Known to occur with P. freyciana is Epacris barbata which is also listed as endangered under the EPBC Act and the TSP Act. This species is endemic to Tasmania and occurs mostly within Freycinet National Park, with only one population found outside the park. E. barbata is susceptible to Phytophthora cinnamomi, and not only do sites undergo regular monitoring for infestation by the pathogen but wash stations have also been installed in an attempt to reduce transmission from bushwalkers. Such measures can be implemented by government agencies who have the knowledge and equipment required to assist in protection within a national park, while the necessary level of protection for a species may be unavailable for those that fall outside such protected areas.

These species are also known to have varying requirements with regards to fire and the intensity and frequency for which they can regenerate. Any planned burns within the park, that form part of management plans, can take these species into consideration to protect them.

Previously believed to be extinct, the New Holland mouse was discovered in Tasmania in 1970s. Owing to its restricted habitat in the state it is considered rare, but there are several key population sites within Freycinet, including Friendly Beaches. These protected locations provide the species with preferred environmental conditions, such as a sandy substrate for burrows, combined with a mixed understorey of flora as a food source.

The conservation of Freycinet also provides protection of habitats important for the swift parrot. The species is known to move along the east coast of Tasmania with Eucalyptus ovata being one of its main food sources. Swift parrots are found breeding up to 10 km from the coastline on ridges and slopes of Eucalyptus woodlands and forests, such as those of Freycinet. The protection of the vegetation within Freycinet National Park is a vital component in the survival of the endangered species, providing breeding sites, food resources and assisting in the movement of the species during migration.

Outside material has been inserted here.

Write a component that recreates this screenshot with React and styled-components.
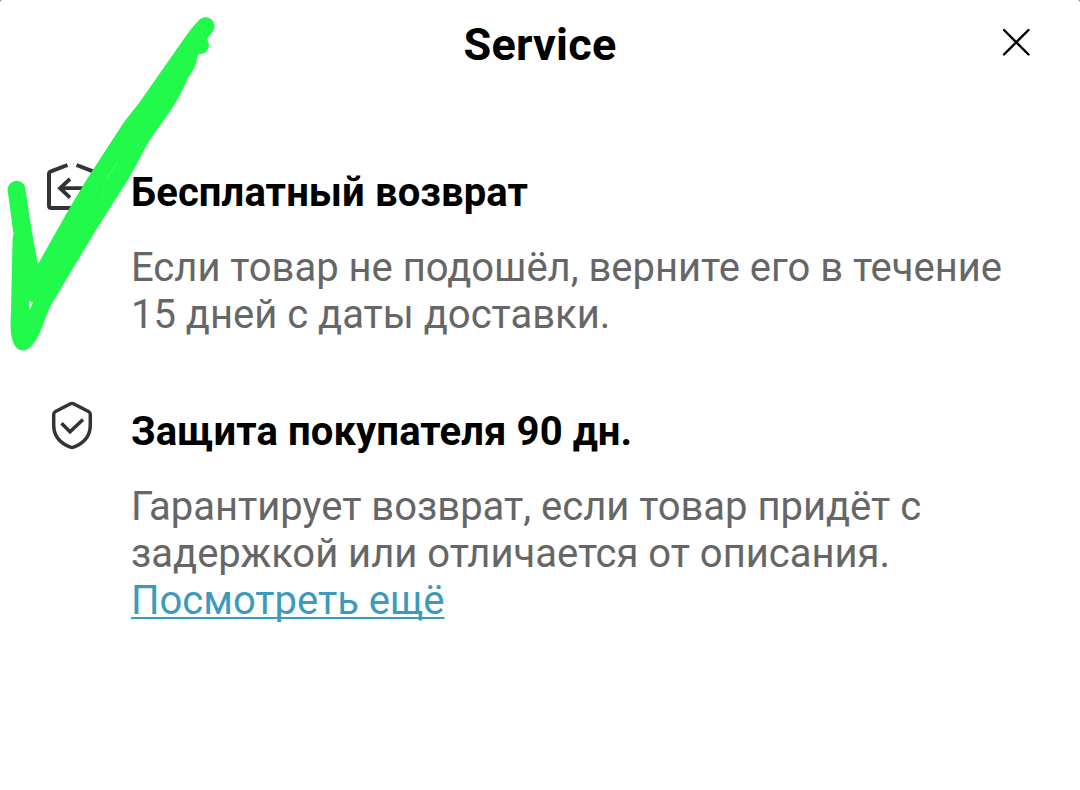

Similarly, Freycinet and its surrounds are of significance to the Tasmanian wedge-tailed eagle and white-bellied sea eagle, with there being an overlap in management and habitat requirements of the swift parrot. Both eagle species have specific requirements for nesting which notably includes the absence of disturbance and presence of water nearby. The protection provided by Freycinet National Park assists in providing suitable habitat for both species by denying the development of plantations and urbanisation of the environment.